Sadashiv Peth is an area located in Pune, in Maharashtra State of the Republic of India. It was founded by Madhavrao Peshwa in honour of Sadashivrao Peshwa.

Sadashiv Peth is predominantly occupied by  Maharashtrian Brahmins, especially Deshastha Brahmins and Chitpavan Brahmins, with a fair share of some other classes as well. Educational institutions like Bhave School, New English School, Renuka Swaroop School, Jnana Prabodhini Prashala, D.E.S school, SPM English School are located here.
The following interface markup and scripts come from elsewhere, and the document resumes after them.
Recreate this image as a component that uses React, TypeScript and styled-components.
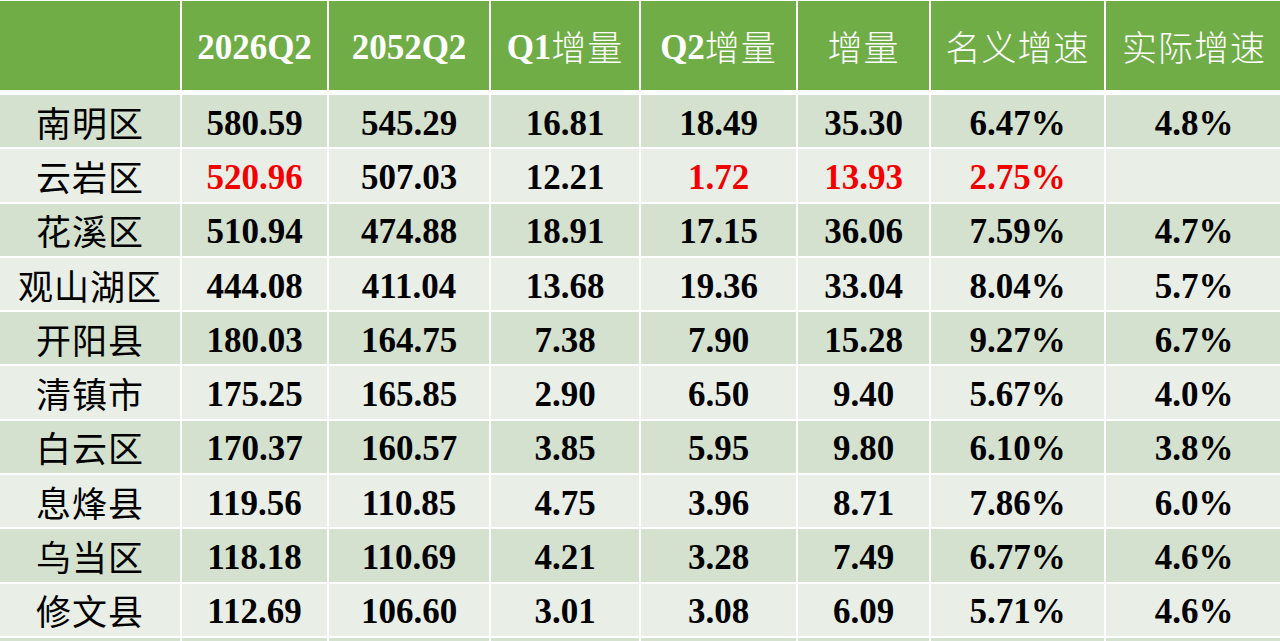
import React from 'react';
import styled, { createGlobalStyle } from 'styled-components';

const GlobalStyle = createGlobalStyle`
	html, body {
		margin: 0;
		padding: 0;
		background: #fff;
		overflow: hidden;
	}
	#root {
		height: 641px;
		overflow: hidden;
	}
`;

interface IRow {
	name: string;
	values: string[];
	red?: number[];
}

const rows: IRow[] = [
	{ name: '南明区', values: ['580.59', '545.29', '16.81', '18.49', '35.30', '6.47%', '4.8%'] },
	{ name: '云岩区', values: ['520.96', '507.03', '12.21', '1.72', '13.93', '2.75%', ''], red: [0, 3, 4, 5] },
	{ name: '花溪区', values: ['510.94', '474.88', '18.91', '17.15', '36.06', '7.59%', '4.7%'] },
	{ name: '观山湖区', values: ['444.08', '411.04', '13.68', '19.36', '33.04', '8.04%', '5.7%'] },
	{ name: '开阳县', values: ['180.03', '164.75', '7.38', '7.90', '15.28', '9.27%', '6.7%'] },
	{ name: '清镇市', values: ['175.25', '165.85', '2.90', '6.50', '9.40', '5.67%', '4.0%'] },
	{ name: '白云区', values: ['170.37', '160.57', '3.85', '5.95', '9.80', '6.10%', '3.8%'] },
	{ name: '息烽县', values: ['119.56', '110.85', '4.75', '3.96', '8.71', '7.86%', '6.0%'] },
	{ name: '乌当区', values: ['118.18', '110.69', '4.21', '3.28', '7.49', '6.77%', '4.6%'] },
	{ name: '修文县', values: ['112.69', '106.60', '3.01', '3.08', '6.09', '5.71%', '4.6%'] },
	{ name: '', values: ['', '', '', '', '', '', ''] },
];

const App = () => {
	return (
		<>
			<GlobalStyle />
			<Table>
				<HeadCell />
				<HeadCell>
					<Latin>2026Q2</Latin>
				</HeadCell>
				<HeadCell>
					<Latin>2052Q2</Latin>
				</HeadCell>
				<HeadCell>
					<Latin>Q1</Latin>
					<Han>增量</Han>
				</HeadCell>
				<HeadCell>
					<Latin>Q2</Latin>
					<Han>增量</Han>
				</HeadCell>
				<HeadCell>
					<Han>增量</Han>
				</HeadCell>
				<HeadCell>
					<Han>名义增速</Han>
				</HeadCell>
				<HeadCell>
					<Han>实际增速</Han>
				</HeadCell>
				{rows.map((row, i) => (
					<React.Fragment key={i}>
						<NameCell $odd={i % 2 === 0}>{row.name}</NameCell>
						{row.values.map((v, j) => (
							<Cell key={j} $odd={i % 2 === 0} $red={row.red?.includes(j)}>
								{v}
							</Cell>
						))}
					</React.Fragment>
				))}
			</Table>
		</>
	);
};

const Table = styled.div`
	display: grid;
	grid-template-columns: 180px 145px 160px 148px 155px 131px 173px 1fr;
	grid-template-rows: 92px;
	grid-auto-rows: 52.3px;
	column-gap: 2px;
	row-gap: 2px;
	padding-top: 1px;
	background: #fff;
	width: 1282px;
`;

const HeadCell = styled.div`
	display: flex;
	align-items: center;
	justify-content: center;
	background: #70ad47;
	color: #fff;
	margin-bottom: 3px;
`;

const Latin = styled.span`
	font-family: 'Liberation Serif', serif;
	font-weight: 700;
	font-size: 35px;
	padding-top: 5px;
`;

const Han = styled.span`
	font-family: 'Noto Sans CJK SC', sans-serif;
	font-weight: 300;
	font-size: 35px;
	letter-spacing: 1px;
`;

const Cell = styled.div<{ $odd: boolean; $red?: boolean }>`
	display: flex;
	align-items: center;
	justify-content: center;
	padding-top: 5px;
	background: ${p => (p.$odd ? '#d4e1ce' : '#e9eee7')};
	color: ${p => (p.$red ? '#f20000' : '#000')};
	font-family: 'Liberation Serif', serif;
	font-weight: 700;
	font-size: 35px;
`;

const NameCell = styled(Cell)`
	padding-top: 0;
	font-family: 'Noto Sans CJK SC', sans-serif;
	font-weight: 400;
	font-size: 35px;
	letter-spacing: 1px;
`;

export default App;
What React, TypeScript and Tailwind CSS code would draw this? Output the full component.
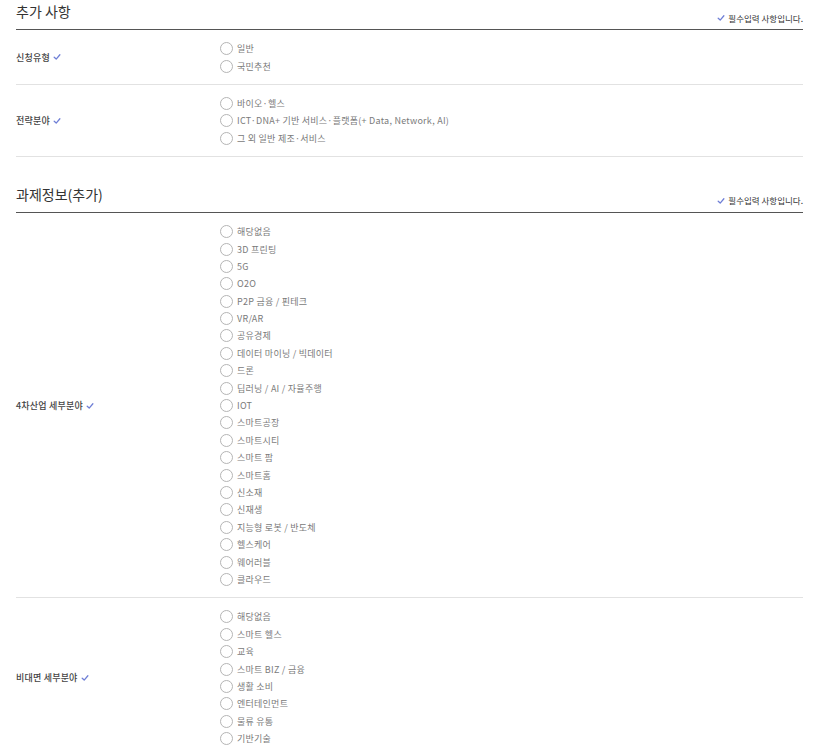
import React from "react";

const font = { fontFamily: '"Noto Sans CJK KR", "Noto Sans", sans-serif' };

function Check({ className = "" }: { className?: string }) {
    return (
        <svg viewBox="0 0 10 10" className={className} fill="none">
            <path d="M1.5 5.3 L4 7.6 L8.6 2.2" stroke="#6f7fd6" strokeWidth="1.6" strokeLinecap="round" strokeLinejoin="round" />
        </svg>
    );
}

function Radio({ label }: { label: string }) {
    return (
        <label className="flex items-center h-[17.4px] gap-[4px] cursor-pointer">
            <span className="w-[13px] h-[13px] rounded-full border border-[#b5b5b5] bg-white shrink-0" />
            <span className="text-[9px] text-[#7a7a7a] leading-none tracking-[0.25px]">{label}</span>
        </label>
    );
}

function Row({ label, options }: { label: string; options: string[] }) {
    return (
        <div className="flex border-b border-[#e2e2e2] pt-[10px] pb-[9px]">
            <div className="w-[204px] shrink-0 flex items-center gap-[3px] text-[9px] font-medium text-[#444] tracking-[0.2px]">
                {label}
                <Check className="w-[8px] h-[8px]" />
            </div>
            <div className="flex flex-col">
                {options.map((o) => (
                    <Radio key={o} label={o} />
                ))}
            </div>
        </div>
    );
}

function SectionHead({ title }: { title: string }) {
    return (
        <div className="flex items-end justify-between h-[30px] border-b border-[#555] pb-[7px]">
            <h2 className="text-[14px] text-[#333] leading-none -translate-y-[4px]">{title}</h2>
            <div className="flex items-center gap-[3px] text-[8.5px] text-[#333] leading-none">
                <Check className="w-[8px] h-[8px]" />
                필수입력 사항입니다.
            </div>
        </div>
    );
}

export default function App() {
    return (
        <div className="bg-white min-h-[754px] w-[816px] overflow-hidden" style={font}>
            <div className="ml-[16px] w-[787px]">
                <section>
                    <SectionHead title="추가 사항" />
                    <Row label="신청유형" options={["일반", "국민추천"]} />
                    <Row
                        label="전략분야"
                        options={[
                            "바이오·헬스",
                            "ICT·DNA+ 기반 서비스·플랫폼(+ Data, Network, AI)",
                            "그 외 일반 제조·서비스",
                        ]}
                    />
                </section>
                <section className="mt-[26px]">
                    <SectionHead title="과제정보(추가)" />
                    <Row
                        label="4차산업 세부분야"
                        options={[
                            "해당없음",
                            "3D 프린팅",
                            "5G",
                            "O2O",
                            "P2P 금융 / 핀테크",
                            "VR/AR",
                            "공유경제",
                            "데이터 마이닝 / 빅데이터",
                            "드론",
                            "딥러닝 / AI / 자율주행",
                            "IOT",
                            "스마트공장",
                            "스마트시티",
                            "스마트 팜",
                            "스마트홈",
                            "신소재",
                            "신재생",
                            "지능형 로봇 / 반도체",
                            "헬스케어",
                            "웨어러블",
                            "클라우드",
                        ]}
                    />
                    <Row
                        label="비대면 세부분야"
                        options={[
                            "해당없음",
                            "스마트 헬스",
                            "교육",
                            "스마트 BIZ / 금융",
                            "생활 소비",
                            "엔터테인먼트",
                            "물류 유통",
                            "기반기술",
                        ]}
                    />
                </section>
            </div>
        </div>
    );
}
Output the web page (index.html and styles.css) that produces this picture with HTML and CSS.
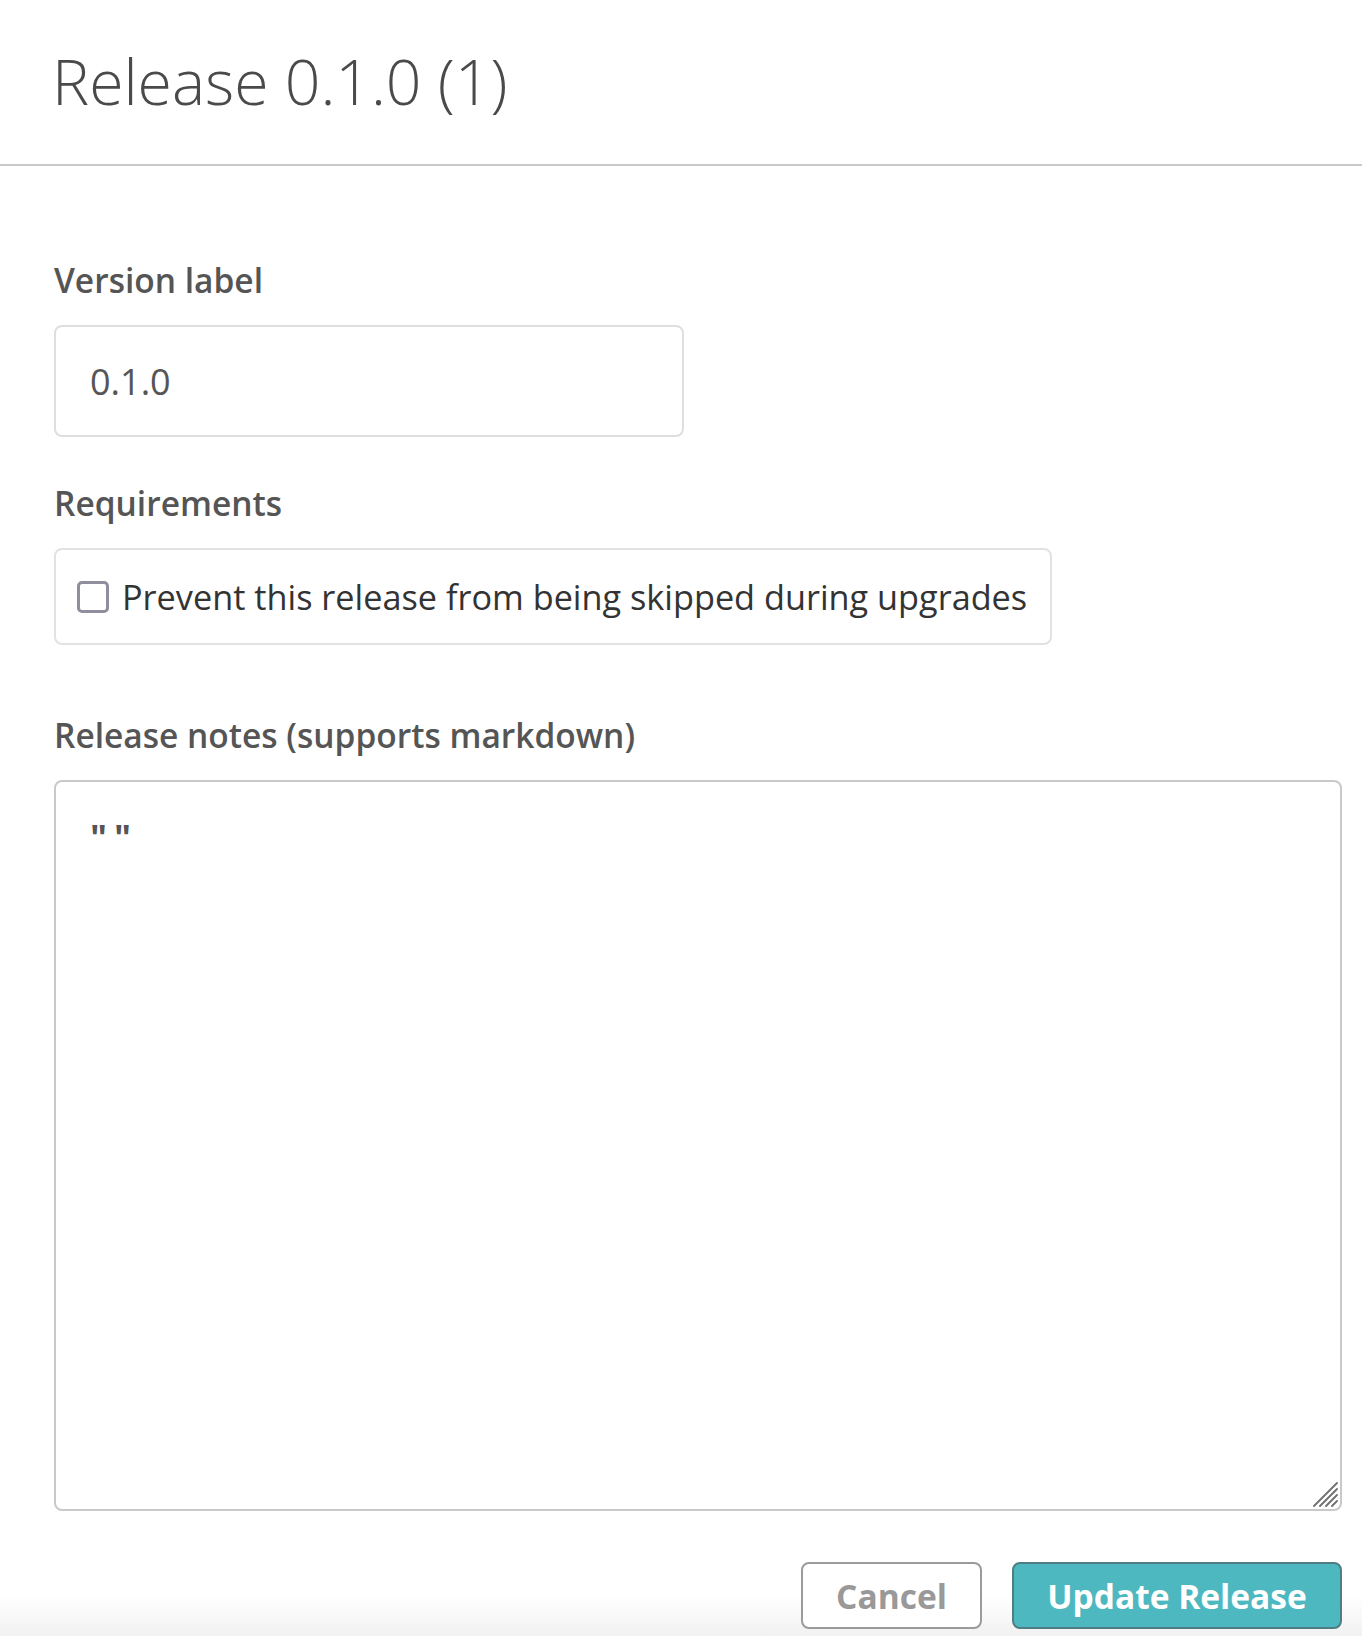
FILE: index.html
```html
<!DOCTYPE html>
<html lang="en">
<head>
<meta charset="utf-8">
<title>Release 0.1.0 (1)</title>
<link rel="stylesheet" href="styles.css">
</head>
<body>
<div class="page">
  <header class="header">
    <h1 class="title">Release 0.1.0 (1)</h1>
  </header>
  <form class="form">
    <div class="field">
      <label class="label" for="version">Version label</label>
      <input class="input" id="version" type="text" value="0.1.0">
    </div>
    <div class="field field-req">
      <div class="label">Requirements</div>
      <label class="check-box">
        <input class="cb" type="checkbox">
        <span>Prevent this release from being skipped during upgrades</span>
      </label>
    </div>
    <div class="field field-notes">
      <label class="label" for="notes">Release notes (supports markdown)</label>
      <div class="notes-wrap">
        <textarea class="notes" id="notes">""</textarea>
        <svg class="grip" width="26" height="26" viewBox="0 0 26 26" aria-hidden="true">
          <path d="M2 25 L25 2 M8 25 L25 8 M14 25 L25 14 M20 25 L25 20" stroke="#6f6f6f" stroke-width="1.8" fill="none" stroke-linecap="round"/>
        </svg>
      </div>
    </div>
    <div class="actions">
      <button type="button" class="btn btn-cancel">Cancel</button>
      <button type="button" class="btn btn-primary">Update Release</button>
    </div>
  </form>
</div>
</body>
</html>
```
FILE: styles.css
```css
html, body {
  margin: 0;
  padding: 0;
}
body {
  font-family: "Open Sans", "Liberation Sans", sans-serif;
  background: linear-gradient(to bottom, #ffffff calc(100% - 40px), #f1f1f1 100%);
  min-height: 100vh;
}
.header {
  padding: 40px 54px 0 52px;
  height: 124px;
  border-bottom: 2px solid #c9c9cc;
}
.title {
  margin: 0;
  font-size: 62.5px;
  font-weight: 300;
  line-height: 82px;
  color: #4a4a4a;
}
.form {
  padding: 92px 20px 0 54px;
}
.field {
  display: flex;
  flex-direction: column;
  align-items: flex-start;
}
.label {
  display: block;
  font-size: 33.5px;
  font-weight: 600;
  line-height: 44px;
  color: #555555;
  margin-bottom: 23px;
}
.input {
  box-sizing: border-box;
  width: 630px;
  height: 112px;
  border: 2px solid #dedede;
  border-radius: 8px;
  padding: 0 34px;
  font-family: "Open Sans", sans-serif;
  font-size: 36px;
  color: #555555;
  outline: none;
  background: #fff;
}
.field-req {
  margin-top: 44px;
}
.check-box {
  box-sizing: border-box;
  display: flex;
  align-items: center;
  gap: 13px;
  height: 97px;
  border: 2px solid #e2e2e2;
  border-radius: 8px;
  padding: 0 23px 0 21px;
  font-size: 34.25px;
  color: #333333;
  background: #fff;
}
.cb {
  appearance: none;
  -webkit-appearance: none;
  margin: 0;
  width: 32px;
  height: 32px;
  box-sizing: border-box;
  border: 3px solid #8e8e9e;
  border-radius: 5px;
  background: #fff;
  flex: none;
}
.field-notes {
  margin-top: 68px;
}
.notes-wrap {
  position: relative;
  width: 100%;
}
.notes {
  box-sizing: border-box;
  display: block;
  width: 100%;
  height: 731px;
  border: 2px solid #c9c9cc;
  border-radius: 8px;
  padding: 34px 34px;
  font-family: "Open Sans", sans-serif;
  font-size: 36px;
  font-weight: 700;
  letter-spacing: 7px;
  line-height: 44px;
  color: #555555;
  outline: none;
  resize: none;
  background: #fff;
}
.grip {
  position: absolute;
  right: 4px;
  bottom: 4px;
}
.actions {
  display: flex;
  justify-content: flex-end;
  gap: 30px;
  margin-top: 51px;
}
.btn {
  box-sizing: border-box;
  height: 67px;
  border-radius: 8px;
  font-family: "Open Sans", sans-serif;
  font-size: 33.5px;
  font-weight: 700;
  padding: 0 20px;
  cursor: pointer;
}
.btn-cancel {
  width: 181px;
  border: 2px solid #9b9b9b;
  background: #fff;
  color: #999999;
}
.btn-primary {
  width: 330px;
  border: 2px solid #4f7d83;
  background: #4db8c0;
  color: #ffffff;
}
```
Sadashiv Peth has many temples like Khunya Muralidhar, Joshi  Narsimha Mandir, Junnarkar Datta Mandir, Upashi Vitthal, Shani Par, Nagnath Par, Chimnya Ganapati, Umbrya Ganpati, Bhikardas Maruti Mandir, Paranjape Shani Mandir. Many historic Wadas like Vishrambaug wada, Vinchurkar wada, etc. are situated in Sadashiv Peth, which is also home to the Bharat Itihas Sanshodak Mandal, Geeta Dharma Mandal, Bharat Natya Mandir and Tilak Smarak Mandir.

Sarasbaug, Peshwe Park and Maharana Pratap Udyan are the famous parks located in Sadashiv Peth.

It has traditional Maharashtrian cuisine restaurants. It falls under the Kasba Peth constituency and its current legislator is Mukta Tilak, BJP (Bharatiya Janata Party).